KHYI (“dog”), of Tibetan Mastiff (aka Bhotia as we know it), is the well-known livestock flock-protection dog kept by the Drog-pa nomadic herders of western Tibet and shepherds of the Himalayan regions. This dog is renowned as a fighter, controlling wolves and other predators. It makes its rounds of the yak or sheep herds during the night, and has a good, deep bark. It has a sharp scenting ability known as zi nobo in Tibetan, and is a good tracker. It is also accustomed to cold and windy weather. Its hair is not exceedingly long; it has a good solid head and body, with a bushy tail over the back. In short, all that we consider prime [flock guardian] Tibetan Mastiffs to be. The best colors, my friends say, are a black and tawny dog with two ‘eye spots’ or an all-black dog with a white star on its chest.
 
Messerschmidt goes on to contrast the mastiff variety: (T)SANG KHYI, (“best dog”), are sometimes referred to as Do-khyi (“tied dog”). Compared with the ordinary KHYI above (Tibetan Mastiff), the (T)SANG KHYI in its prime is a rare dog. The (T)SANG KHYI is primarily a guard dog, typically tied at the gate of monasteries and farm compounds. It has, according to a Tibetan saying, “Big head, big ears, big mouth (jowls) and big bark,” but my friends were quick to point out that it is not a good running dog and has a generally narrow and poorly structured rear end. The (T)SANG KHYI is known for its ferocity as a barker, especially at night.
 
The historic quotes, fulfilled in the fresh. The mastiff proportions, heavy flews and “blood red haws” repeatedly referenced as observed over centuries in native populations.

 
The numerous historians referenced such as Siber, Petersen, Martin, Bush, Strebel and Ekvall, the contemporary Messerschmidt and others are all consistent in documenting and describing the Tsang Khyi/mastiff/Valley-Plateau variety/breed with terms such as “massive one ... heavier bone ... bone line,” “huge big dog” size, “massive, BIG domed heads,” “big ears,” extreme mastiff wrinkled/jowled “big mouth/jowled” type, with details of structure for stationary, nocturnal sentinel-like guarding, “not built for movement ... not a good running dog,” preferred coat varieties, and the fact that the special, mastiff-like variety was rare, “expensive and purposefully bred,” unlike the other variety they called “inferior specimens, mongrels,” and the “lighter...natural original type”” This is one colossal dog of extreme mastiff type.
 
How does this history apply or translate to the legacy of the “Tibetan Mastiff” today?
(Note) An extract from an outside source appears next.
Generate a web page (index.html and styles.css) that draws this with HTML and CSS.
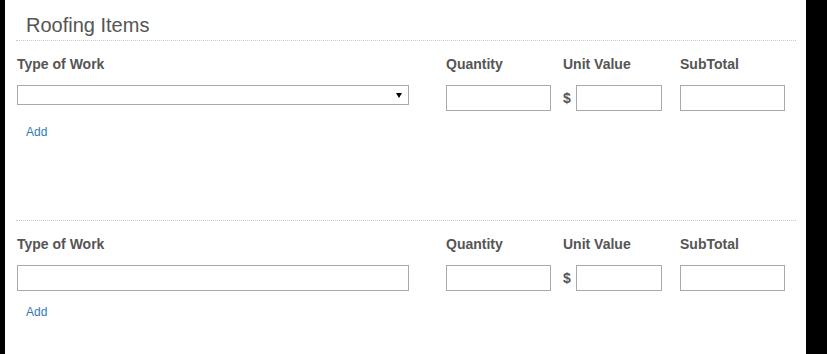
FILE: index.html
```html
<!DOCTYPE html>
<html lang="en">
<head>
<meta charset="utf-8">
<title>Roofing Items</title>
<link rel="stylesheet" href="styles.css">
</head>
<body>
<div class="panel">
  <div class="content">
    <h2 class="title">Roofing Items</h2>
    <section class="item">
      <div class="grid">
        <label class="lbl">Type of Work</label>
        <label class="lbl">Quantity</label>
        <label class="lbl">Unit Value</label>
        <label class="lbl">SubTotal</label>
        <div class="select-wrap"><select class="select"><option></option></select></div>
        <input class="field" type="text">
        <div class="money"><span class="cur">$</span><input class="field" type="text"></div>
        <input class="field" type="text">
      </div>
      <a class="add" href="#">Add</a>
    </section>
    <section class="item item-next">
      <div class="grid">
        <label class="lbl">Type of Work</label>
        <label class="lbl">Quantity</label>
        <label class="lbl">Unit Value</label>
        <label class="lbl">SubTotal</label>
        <input class="field field-wide" type="text">
        <input class="field" type="text">
        <div class="money"><span class="cur">$</span><input class="field" type="text"></div>
        <input class="field" type="text">
      </div>
      <a class="add" href="#">Add</a>
    </section>
  </div>
</div>
</body>
</html>
```

FILE: styles.css
```css
html, body {
  margin: 0;
  padding: 0;
  background: #000;
}
body {
  font-family: "Liberation Sans", Arial, sans-serif;
}
.panel {
  margin-left: 5px;
  width: 801px;
  height: 354px;
  overflow: hidden;
  background: #fff;
}
.content {
  margin: 0 10px 0 11px;
}
.title {
  margin: 0;
  padding: 14px 0 4px 10px;
  font-size: 20px;
  line-height: 22px;
  font-weight: normal;
  color: #555;
  border-bottom: 1px dotted #c8c8c8;
}
.item {
  height: 179px;
  padding-top: 13px;
  box-sizing: border-box;
}
.item-next {
  height: auto;
  border-top: 1px dotted #c8c8c8;
}
.grid {
  display: grid;
  grid-template-columns: 392px 142px 111px 123px;
  row-gap: 11px;
  padding-left: 1px;
  align-items: start;
}
.grid > :nth-child(4n+2) { margin-left: 37px; }
.grid > :nth-child(4n+3) { margin-left: 12px; }
.grid > :nth-child(4n) { margin-left: 18px; }
.lbl {
  font-size: 14px;
  line-height: 20px;
  font-weight: bold;
  color: #555;
}
.field {
  box-sizing: border-box;
  height: 26px;
  width: 105px;
  margin: 0;
  padding: 0 4px;
  border: 1px solid #a9a9a9;
  border-radius: 0;
  background: #fff;
  font: 14px "Liberation Sans", Arial, sans-serif;
  outline: none;
}
.field-wide { width: 392px; }
.money {
  display: flex;
  align-items: center;
  gap: 5px;
}
.money .field { width: 86px; }
.cur {
  font-size: 14px;
  font-weight: bold;
  color: #555;
  width: 8px;
}
.select-wrap {
  position: relative;
  width: 392px;
  height: 20px;
}
.select {
  -webkit-appearance: none;
  appearance: none;
  box-sizing: border-box;
  width: 392px;
  height: 20px;
  margin: 0;
  border: 1px solid #a9a9a9;
  border-radius: 0;
  background: #fff;
  font: 13px "Liberation Sans", Arial, sans-serif;
  outline: none;
}
.select-wrap::after {
  content: "";
  position: absolute;
  left: 379px;
  top: 8px;
  border-left: 3px solid transparent;
  border-right: 3px solid transparent;
  border-top: 5px solid #000;
}
.add {
  display: inline-block;
  margin: 13px 0 0 10px;
  font-size: 12px;
  line-height: 17px;
  color: #337ab7;
  text-decoration: none;
}
```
It keeps the “breed” at the center of controversy, with diverse and even conflicting standards throughout the world, with polarized factions embracing and defending the various types/breeds. The Tsang Khyi/Valley/Plateau/mastiff fanciers of the “purposefully bred” variety/breed found in monasteries and owned by the wealthy are in sharp opposition to and even offended by the notion of sharing a stud book and ring time with the Do-khyi/Lion/mountain-flock dog fanciers and their nomadic “natural original type.” Yet, the two varieties/breeds must exist under a single breed designation, for now.
 
A top-winning red sable male in China. 
 
A great example of the Tsang Khyi/mastiff variety makes for a poor example of the mountain variety/breed, and vice versa, and when they are forced to compete in the same ring, judges either show their allegiance to one type/variety or another, or uncourageously compromise with the best homogenized blend of the two. To give an example, imagine a judge having to award a single BOB ribbon to the best Saint Bernard competing against the best Alaskan Malamute, with a standard that was somehow inclusive of both breeds. Or the judge having to find the single BOB in a ring full of flock guardian Kuvasz, Great Pyrs, Tatras and Maremmas all shown under one standard. Perhaps trying to agree on what is middle ground for an athletic Cane Corso and stationary Neapolitan Mastiff, or the ongoing controversy with the American Akita still competing and breeding with the imported, refined smaller Japanese type. Welcome to the wide, wonderful world of “Tibetan Mastiffs”!
 
One thing is certain: The Tibetan people recognized and bred at least two separate breeds/varieties that should be preserved and respected, separately. And if there is one of those varieties that should set the precedent, history makes that very clear: The Mastiff variety is the archetype.
 
The promise of tomorrow, an outstanding pup full of all the potential any breeder would be proud to produce. It’s easy to see what historians meant when they described dogs “of a sour countenance.”
 
The bottom line is that no one will ever agree as to what constitutes the true breed if it must share its name, studbook and ring time with extreme Himalayan variations and sub-varieties with “more or less mastiff blood.” For those of us who love and embrace purebred dogs and their many breeds distinctions, the careful, deliberate and purposeful breeding to preserve original type, soundness, temperament and health are what dog breeding is all about. It is our responsibility and duty as judges to find and award such specific, breed-defining merit, according to the standard, with a global perspective that honors the original breed according to Tibetan standards. 
 
The type of puppy Western breeders are seeking to import from Tibet and China, provided they don't have to mortgage the farm to do so!
 
 
As for temperament, keep in mind that a proper Tibetan Mastiff would rather be at home guarding than ever allowing a stranger to walk up and examine it in a show ring. Be mindful of the balance needed between size, bone, mass and soundness; remember that a good dog comes in any color; be moved by the powerful and purposeful gait; and place a premium on mastiff type and the reserved, steadfast, regal demeanor of the dog who appears to be holding court, and you are merely an admiring subject.